[Saved data entries]

----

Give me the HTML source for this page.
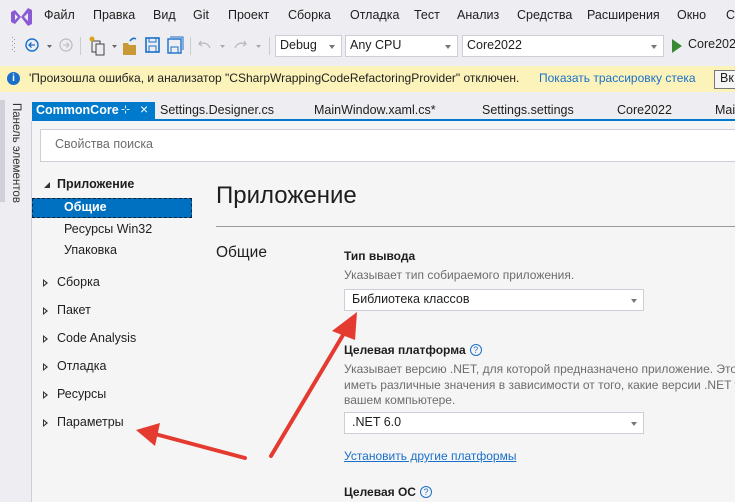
<!DOCTYPE html>
<html><head><meta charset="utf-8"><style>
*{margin:0;padding:0;box-sizing:border-box}
body{width:735px;height:502px;overflow:hidden;background:#eeeef2;font-family:"Segoe UI","Liberation Sans","DejaVu Sans",sans-serif;font-size:12px;color:#1e1e1e;position:relative}
.a{position:absolute;white-space:nowrap}
.menu span{position:absolute;top:8px;font-size:12.5px}
.dd{position:absolute;background:#fff;border:1px solid #ccced8;height:22px;top:35px;font-size:12.5px;padding:2px 4px}
.dd:after{content:"";position:absolute;right:6px;top:9px;border:3.5px solid transparent;border-top:4px solid #777}
.tab{position:absolute;top:103px;font-size:12.5px}
.tree{position:absolute;font-size:12.5px}
.tri{position:absolute;width:0;height:0;border-top:4px solid transparent;border-bottom:4px solid transparent;border-left:5px solid #333}
.tri:after{content:"";position:absolute;left:-4px;top:-2px;border-top:2px solid transparent;border-bottom:2px solid transparent;border-left:2.5px solid #f5f5f5}
.box{position:absolute;background:#fff;border:1px solid #ccced8;height:22px;font-size:12.5px;padding:2px 7px;left:344px;width:300px}
.box:after{content:"";position:absolute;right:6px;top:9px;border:3.5px solid transparent;border-top:4px solid #777}
.q{display:inline-block;width:12px;height:12px;border:1px solid #1a6fc9;border-radius:50%;font-size:9px;color:#1a6fc9;text-align:center;line-height:10px;font-weight:normal;margin-left:4px;vertical-align:1px}
</style></head><body>
<svg class="a" style="left:9px;top:6px" width="24" height="22" viewBox="0 0 24 22"><path d="M2 6 L6 4 L12 11 L6 18 L2 16 Z M12 11 L19 2 L23 4 V18 L19 20 Z" fill="#8a5bd4"/><path d="M6 8 L9 11 L6 14Z M19 7 V15 L15 11Z" fill="#eeeef2"/></svg>
<div class="menu">
<span style="left:44px">Файл</span><span style="left:93px">Правка</span><span style="left:153px">Вид</span><span style="left:193px">Git</span><span style="left:228px">Проект</span><span style="left:288px">Сборка</span><span style="left:350px">Отладка</span><span style="left:414px">Тест</span><span style="left:457px">Анализ</span><span style="left:517px">Средства</span><span style="left:587px">Расширения</span><span style="left:677px">Окно</span><span style="left:726px">С</span>
</div>
<svg class="a" style="left:0;top:34px" width="275" height="24">
<g fill="#999"><rect x="12" y="3" width="1" height="1"/><rect x="14" y="5" width="1" height="1"/><rect x="12" y="7" width="1" height="1"/><rect x="14" y="9" width="1" height="1"/><rect x="12" y="11" width="1" height="1"/><rect x="14" y="13" width="1" height="1"/><rect x="12" y="15" width="1" height="1"/><rect x="14" y="17" width="1" height="1"/></g>
<circle cx="32" cy="11" r="6" fill="none" stroke="#1a6fc9" stroke-width="1.4"/><path d="M35 11H29M31.5 8.5L29 11L31.5 13.5" stroke="#1a6fc9" fill="none" stroke-width="1.3"/>
<path d="M47 11h5l-2.5 3z" fill="#666"/>
<circle cx="66" cy="11" r="6" fill="none" stroke="#bbb" stroke-width="1.2"/><path d="M63 11H69M66.5 8.5L69 11L66.5 13.5" stroke="#bbb" fill="none"/>
<rect x="80" y="3" width="1" height="18" fill="#ccc"/>
<rect x="92" y="7" width="8" height="11" fill="none" stroke="#444"/><rect x="96" y="10" width="8" height="11" fill="#eeeef2" stroke="#444"/><circle cx="92" cy="5" r="2.5" fill="#d9a31c"/>
<path d="M112 11h5l-2.5 3z" fill="#666"/>
<path d="M123 9h5l1 2h7v10h-13z" fill="#c79a36"/><path d="M130 7q3-4 6-2" stroke="#1a6fc9" fill="none" stroke-width="1.5"/>
<rect x="146" y="4" width="13" height="14" fill="none" stroke="#1a6fc9" stroke-width="1.6"/><rect x="149" y="4" width="7" height="4" fill="none" stroke="#1a6fc9"/><rect x="149" y="12" width="7" height="6" fill="none" stroke="#1a6fc9"/>
<rect x="168" y="5" width="13" height="14" fill="none" stroke="#1a6fc9" stroke-width="1.4"/><rect x="171" y="13" width="7" height="6" fill="none" stroke="#1a6fc9"/><path d="M170 3h13v13" stroke="#1a6fc9" fill="none"/>
<rect x="190" y="3" width="1" height="18" fill="#ccc"/>
<path d="M201 7l-2 3 3 2M199 10q8-3 11 4" stroke="#bbb" fill="none" stroke-width="1.3"/>
<path d="M220 11h5l-2.5 3z" fill="#aaa"/>
<path d="M244 7l2 3-3 2M246 10q-8-3-11 4" stroke="#bbb" fill="none" stroke-width="1.3"/>
<path d="M256 11h5l-2.5 3z" fill="#aaa"/>
<rect x="269" y="3" width="1" height="18" fill="#ccc"/>
</svg>
<div class="dd" style="left:275px;width:67px">Debug</div>
<div class="dd" style="left:345px;width:113px">Any CPU</div>
<div class="dd" style="left:462px;width:202px">Core2022</div>
<svg class="a" style="left:672px;top:39px" width="10" height="14"><path d="M0 0L10 7L0 14z" fill="#388a34"/></svg>
<div class="a" style="left:688px;top:37px;font-size:12.5px">Core2022</div>
<div class="a" style="left:0;top:66px;width:735px;height:26px;background:#fcf3bb"></div>
<div class="a" style="left:7px;top:72px;width:13px;height:13px;border-radius:50%;background:#1a6fc9;color:#fff;font-size:10px;font-weight:bold;text-align:center;line-height:13px">i</div>
<div class="a" style="left:29px;top:71px;font-size:12px">'Произошла ошибка, и анализатор "CSharpWrappingCodeRefactoringProvider" отключен.</div>
<div class="a" style="left:539px;top:71px;font-size:12px;color:#1a6fc9">Показать трассировку стека</div>
<div class="a" style="left:714px;top:70px;width:30px;height:19px;border:1px solid #777;background:#f5f5f5;font-size:12.5px;padding-left:5px">Вк</div>
<div class="a" style="left:0;top:100px;width:5px;height:102px;background:#cfd0da"></div>
<div class="a" style="left:22px;top:103px;transform-origin:0 0;transform:rotate(90deg);font-size:11.5px;color:#333">Панель элементов</div>
<div class="a" style="left:32px;top:102px;width:123px;height:18px;background:#007acc"></div>
<div class="a" style="left:36px;top:103px;font-size:12.5px;color:#fff;font-weight:bold">CommonCore</div>
<div class="a" style="left:121px;top:103px;font-size:11px;color:#fff">⊹</div>
<div class="a" style="left:140px;top:101px;font-size:14px;color:#fff">×</div>
<div class="tab" style="left:160px">Settings.Designer.cs</div>
<div class="tab" style="left:314px">MainWindow.xaml.cs*</div>
<div class="tab" style="left:482px">Settings.settings</div>
<div class="tab" style="left:617px">Core2022</div>
<div class="tab" style="left:715px">Mai</div>
<div class="a" style="left:32px;top:119px;width:703px;height:2px;background:#007acc"></div>
<div class="a" style="left:31px;top:121px;width:704px;height:381px;background:#f5f5f5;border-left:1px solid #ccced8"></div>
<div class="a" style="left:40px;top:129px;width:700px;height:33px;background:#fff;border:1px solid #ccced8"></div>
<div class="a" style="left:55px;top:137px;font-size:12.5px;color:#6d6d6d">Свойства поиска</div>
<svg class="a" style="left:43px;top:181px" width="8" height="8"><path d="M7 1V7H1z" fill="#333"/></svg>
<div class="tree" style="left:57px;top:177px;font-weight:bold">Приложение</div>
<div class="a" style="left:32px;top:198px;width:160px;height:20px;background:#0070c0;border:1px dashed #123"></div>
<div class="tree" style="left:64px;top:200px;font-weight:bold;color:#fff">Общие</div>
<div class="tree" style="left:64px;top:222px">Ресурсы Win32</div>
<div class="tree" style="left:64px;top:243px">Упаковка</div>
<div class="tri" style="left:43px;top:279px"></div><div class="tree" style="left:57px;top:275px">Сборка</div>
<div class="tri" style="left:43px;top:307px"></div><div class="tree" style="left:57px;top:303px">Пакет</div>
<div class="tri" style="left:43px;top:335px"></div><div class="tree" style="left:57px;top:331px">Code Analysis</div>
<div class="tri" style="left:43px;top:363px"></div><div class="tree" style="left:57px;top:359px">Отладка</div>
<div class="tri" style="left:43px;top:391px"></div><div class="tree" style="left:57px;top:387px">Ресурсы</div>
<div class="tri" style="left:43px;top:419px"></div><div class="tree" style="left:57px;top:415px">Параметры</div>
<div class="a" style="left:216px;top:182px;font-size:24px;color:#1e1e1e">Приложение</div>
<div class="a" style="left:216px;top:226px;width:519px;height:1px;background:#999"></div>
<div class="a" style="left:216px;top:244px;font-size:15.5px">Общие</div>
<div class="a" style="left:344px;top:249px;font-weight:bold;font-size:12px">Тип вывода</div>
<div class="a" style="left:344px;top:268px;color:#6d6d6d">Указывает тип собираемого приложения.</div>
<div class="box" style="top:289px">Библиотека классов</div>
<div class="a" style="left:344px;top:343px;font-weight:bold">Целевая платформа<span class="q">?</span></div>
<div class="a" style="left:344px;top:362px;color:#6d6d6d;line-height:15.5px">Указывает версию .NET, для которой предназначено приложение. Этот<br>иметь различные значения в зависимости от того, какие версии .NET у<br>вашем компьютере.</div>
<div class="box" style="top:412px">.NET 6.0</div>
<div class="a" style="left:344px;top:449px;color:#1a6fc9;text-decoration:underline">Установить другие платформы</div>
<div class="a" style="left:344px;top:485px;font-weight:bold">Целевая ОС<span class="q">?</span></div>
<svg class="a" style="left:0;top:0" width="735" height="502">
<path d="M271 456L346 330" stroke="#e53a30" stroke-width="4" stroke-linecap="round"/>
<path d="M357 312L332 331L355 340z" fill="#e53a30"/>
<path d="M245 458L155 434" stroke="#e53a30" stroke-width="4" stroke-linecap="round"/>
<path d="M136 430L160 423L155 446z" fill="#e53a30"/>
</svg>
</body></html>
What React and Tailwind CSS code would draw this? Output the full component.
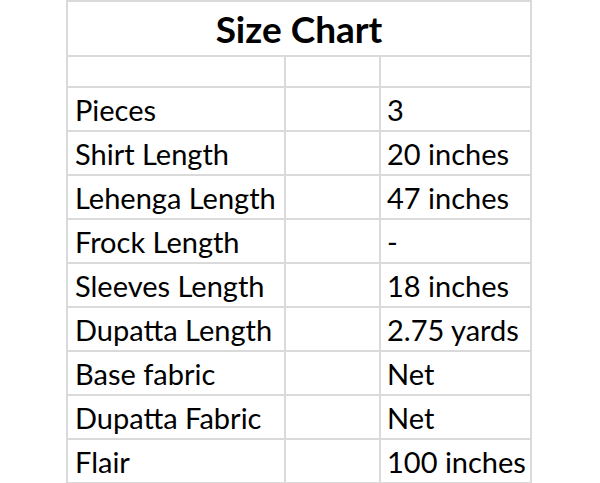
import React from "react";

const rows = [
  ["Pieces", "3"],
  ["Shirt Length", "20 inches"],
  ["Lehenga Length", "47 inches"],
  ["Frock Length", "-"],
  ["Sleeves Length", "18 inches"],
  ["Dupatta Length", "2.75 yards"],
  ["Base fabric", "Net"],
  ["Dupatta Fabric", "Net"],
  ["Flair", "100 inches"],
];

export default function App() {
  return (
    <div className="w-[600px] h-[483px] bg-white overflow-hidden font-['Lato',sans-serif] text-black">
      <table className="ml-[66px] table-fixed border-collapse">
        <colgroup>
          <col className="w-[218px]" />
          <col className="w-[95px]" />
          <col className="w-[151px]" />
        </colgroup>
        <tbody>
          <tr className="h-[55px]">
            <td
              colSpan={3}
              className="border-2 border-[#dadada] text-center align-top text-[37px] font-bold leading-none pt-[8px]"
            >
              Size Chart
            </td>
          </tr>
          <tr className="h-[31px]">
            <td className="border-2 border-[#dadada]"></td>
            <td className="border-2 border-[#dadada]"></td>
            <td className="border-2 border-[#dadada]"></td>
          </tr>
          {rows.map(([label, value]) => (
            <tr className="h-[44px]" key={label}>
              <td className="border-2 border-[#dadada] pl-[7px] pr-0 text-[29px] leading-none align-bottom pb-[6px] whitespace-nowrap">
                {label}
              </td>
              <td className="border-2 border-[#dadada]"></td>
              <td className="border-2 border-[#dadada] pl-[6px] pr-0 text-[29px] leading-none align-bottom pb-[6px] whitespace-nowrap">
                {value}
              </td>
            </tr>
          ))}
        </tbody>
      </table>
    </div>
  );
}
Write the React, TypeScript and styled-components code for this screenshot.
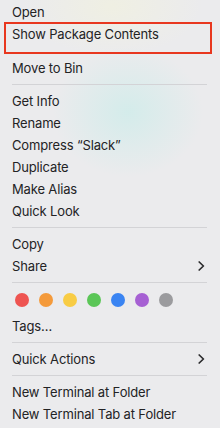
import * as React from "react";
import styled, { createGlobalStyle } from "styled-components";

const GlobalStyle = createGlobalStyle`
  html, body {
    margin: 0;
    padding: 0;
    background: #ebebed;
  }
  * {
    box-sizing: border-box;
  }
`;

const Menu = styled.div`
  position: relative;
  width: 220px;
  height: 428px;
  overflow: hidden;
  display: flex;
  flex-direction: column;
  padding-top: 1px;
  font-family: Inter, "Noto Sans", sans-serif;
  font-size: 13px;
  letter-spacing: -0.15px;
  color: #232325;
  background:
    radial-gradient(ellipse 75px 65px at 128px 112px, rgba(206, 236, 234, 0.8), rgba(206, 236, 234, 0) 100%),
    radial-gradient(ellipse 90px 50px at 112px 6px, rgba(241, 241, 222, 0.7), rgba(241, 241, 222, 0) 100%),
    #ebebed;
`;

const Item = styled.div<{ $gapAfter?: number }>`
  position: relative;
  height: 22px;
  line-height: 22px;
  padding: 0 15px 0 12px;
  display: flex;
  align-items: center;
  justify-content: space-between;
  white-space: nowrap;
  margin-bottom: ${(p) => p.$gapAfter ?? 0}px;
`;

const Marked = styled(Item)`
  &::after {
    content: "";
    position: absolute;
    top: -1px;
    left: 4px;
    right: 8px;
    height: 28px;
    border: 2px solid #e8371f;
  }
`;

const Separator = styled.div`
  height: 1px;
  margin: 5px 13px 5px 12px;
  background: #d3d3d6;
`;

const TagRow = styled.div`
  display: flex;
  gap: 10px;
  padding: 5px 0 8px 15px;
`;

const Dot = styled.span<{ $color: string }>`
  width: 14px;
  height: 14px;
  border-radius: 50%;
  background: ${(p) => p.$color};
`;

const Chevron = () => (
  <svg width="7" height="10" viewBox="0 0 7 10">
    <polyline
      points="1.2,1 5.4,5 1.2,9"
      fill="none"
      stroke="#2b2b2d"
      strokeWidth="1.7"
      strokeLinecap="round"
      strokeLinejoin="round"
    />
  </svg>
);

const tagColors = [
  "#ee5451",
  "#f49a3b",
  "#f8cc45",
  "#5bc657",
  "#3a84f2",
  "#a660d3",
  "#9b9b9e",
];

export default function App() {
  return (
    <Menu>
      <GlobalStyle />
      <Item>Open</Item>
      <Marked $gapAfter={12}>Show Package Contents</Marked>
      <Item>Move to Bin</Item>
      <Separator />
      <Item>Get Info</Item>
      <Item>Rename</Item>
      <Item>Compress “Slack”</Item>
      <Item>Duplicate</Item>
      <Item>Make Alias</Item>
      <Item>Quick Look</Item>
      <Separator />
      <Item>Copy</Item>
      <Item>
        Share
        <Chevron />
      </Item>
      <Separator />
      <TagRow>
        {tagColors.map((c) => (
          <Dot key={c} $color={c} />
        ))}
      </TagRow>
      <Item>Tags…</Item>
      <Separator />
      <Item>
        Quick Actions
        <Chevron />
      </Item>
      <Separator />
      <Item>New Terminal at Folder</Item>
      <Item>New Terminal Tab at Folder</Item>
    </Menu>
  );
}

----

TASK INSTRUCTIONS:
Write out every line of the data that holds the word "styled".

WRITTEN ANSWER:
Write the React, TypeScript and styled-components code for this screenshot.
import styled, { createGlobalStyle } from "styled-components";
const Menu = styled.div`
const Item = styled.div<{ $gapAfter?: number }>`
const Marked = styled(Item)`
const Separator = styled.div`
const TagRow = styled.div`
const Dot = styled.span<{ $color: string }>`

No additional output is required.